STORED DATA:
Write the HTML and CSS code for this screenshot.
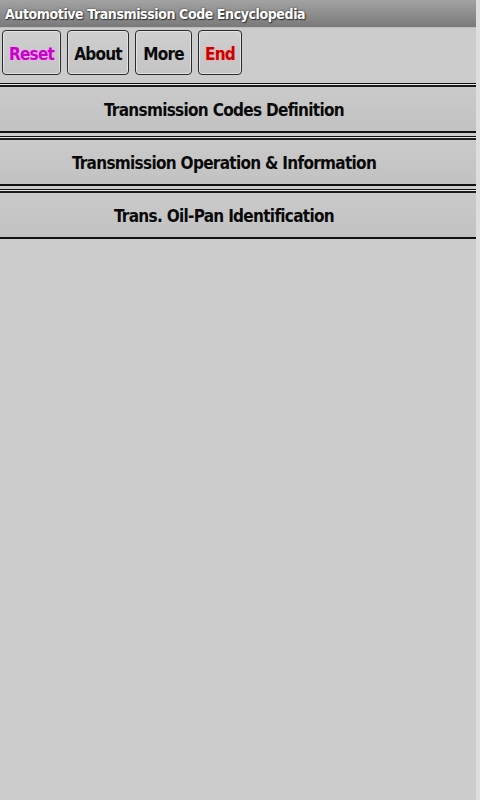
FILE: index.html
```html
<!DOCTYPE html>
<html>
<head>
<meta charset="utf-8">
<link rel="stylesheet" href="styles.css">
</head>
<body>
<div class="screen">
  <div class="titlebar">Automotive Transmission Code Encyclopedia</div>
  <div class="toolbar">
    <div class="btn btn-reset">Reset</div>
    <div class="btn btn-about">About</div>
    <div class="btn btn-more">More</div>
    <div class="btn btn-end">End</div>
  </div>
  <div class="list">
    <div class="row"><div class="band">Transmission Codes Definition</div></div>
    <div class="row"><div class="band">Transmission Operation &amp; Information</div></div>
    <div class="row"><div class="band">Trans. Oil-Pan Identification</div></div>
  </div>
</div>
</body>
</html>
```
FILE: styles.css
```css
html, body {
  margin: 0;
  padding: 0;
}
body {
  background: #dedede;
  font-family: "DejaVu Sans Condensed", "Liberation Sans", sans-serif;
  font-weight: bold;
}
.screen {
  width: 476px;
  height: 800px;
  background: #cccccc;
}
.titlebar {
  height: 28px;
  box-sizing: border-box;
  border-bottom: 1px solid #bdbdbd;
  background: linear-gradient(#a2a2a2, #7a7a7a);
  color: #ffffff;
  font-size: 14px;
  letter-spacing: -0.4px;
  line-height: 28px;
  padding-left: 5px;
  text-shadow: 0 0 2px #333, 1px 1px 1px #333;
  white-space: nowrap;
}
.toolbar {
  display: flex;
  gap: 6px;
  padding: 2px 0 0 2px;
}
.btn {
  height: 45px;
  box-sizing: border-box;
  border: 1px solid #2a2a2a;
  border-radius: 4px;
  background: linear-gradient(#cfcfcf, #c4c4c4);
  box-shadow: inset 0 0 0 1px #e2e2e2;
  font-size: 17px;
  letter-spacing: -0.8px;
  line-height: 46px;
  text-align: center;
  color: #0a0a0a;
}
.btn-reset {
  width: 59px;
  color: #cc00cc;
  text-shadow: 0 0 2px #f49cf4;
}
.btn-about {
  width: 62px;
}
.btn-more {
  width: 57px;
}
.btn-end {
  width: 44px;
  color: #cc0000;
  text-shadow: 0 0 2px #f4a0a0;
}
.list {
  display: flex;
  flex-direction: column;
  gap: 3px;
  margin-top: 8px;
}
.row {
  border-top: 1px solid #111;
  padding-top: 1px;
  background: #e6e6e6;
}
.band {
  height: 44px;
  border-top: 2px solid #1c1c1c;
  border-bottom: 2px solid #111;
  background: linear-gradient(#cacaca, #c2c2c2);
  text-align: center;
  padding-right: 28px;
  font-size: 17px;
  letter-spacing: -0.7px;
  line-height: 47px;
  color: #0a0a0a;
}
```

WRITTEN TASK:
Repeat the listing in full and exactly. Do not include any images.

FULL SOLUTION:
Write the HTML and CSS code for this screenshot.
FILE: index.html
```html
<!DOCTYPE html>
<html>
<head>
<meta charset="utf-8">
<link rel="stylesheet" href="styles.css">
</head>
<body>
<div class="screen">
  <div class="titlebar">Automotive Transmission Code Encyclopedia</div>
  <div class="toolbar">
    <div class="btn btn-reset">Reset</div>
    <div class="btn btn-about">About</div>
    <div class="btn btn-more">More</div>
    <div class="btn btn-end">End</div>
  </div>
  <div class="list">
    <div class="row"><div class="band">Transmission Codes Definition</div></div>
    <div class="row"><div class="band">Transmission Operation &amp; Information</div></div>
    <div class="row"><div class="band">Trans. Oil-Pan Identification</div></div>
  </div>
</div>
</body>
</html>
```
FILE: styles.css
```css
html, body {
  margin: 0;
  padding: 0;
}
body {
  background: #dedede;
  font-family: "DejaVu Sans Condensed", "Liberation Sans", sans-serif;
  font-weight: bold;
}
.screen {
  width: 476px;
  height: 800px;
  background: #cccccc;
}
.titlebar {
  height: 28px;
  box-sizing: border-box;
  border-bottom: 1px solid #bdbdbd;
  background: linear-gradient(#a2a2a2, #7a7a7a);
  color: #ffffff;
  font-size: 14px;
  letter-spacing: -0.4px;
  line-height: 28px;
  padding-left: 5px;
  text-shadow: 0 0 2px #333, 1px 1px 1px #333;
  white-space: nowrap;
}
.toolbar {
  display: flex;
  gap: 6px;
  padding: 2px 0 0 2px;
}
.btn {
  height: 45px;
  box-sizing: border-box;
  border: 1px solid #2a2a2a;
  border-radius: 4px;
  background: linear-gradient(#cfcfcf, #c4c4c4);
  box-shadow: inset 0 0 0 1px #e2e2e2;
  font-size: 17px;
  letter-spacing: -0.8px;
  line-height: 46px;
  text-align: center;
  color: #0a0a0a;
}
.btn-reset {
  width: 59px;
  color: #cc00cc;
  text-shadow: 0 0 2px #f49cf4;
}
.btn-about {
  width: 62px;
}
.btn-more {
  width: 57px;
}
.btn-end {
  width: 44px;
  color: #cc0000;
  text-shadow: 0 0 2px #f4a0a0;
}
.list {
  display: flex;
  flex-direction: column;
  gap: 3px;
  margin-top: 8px;
}
.row {
  border-top: 1px solid #111;
  padding-top: 1px;
  background: #e6e6e6;
}
.band {
  height: 44px;
  border-top: 2px solid #1c1c1c;
  border-bottom: 2px solid #111;
  background: linear-gradient(#cacaca, #c2c2c2);
  text-align: center;
  padding-right: 28px;
  font-size: 17px;
  letter-spacing: -0.7px;
  line-height: 47px;
  color: #0a0a0a;
}
```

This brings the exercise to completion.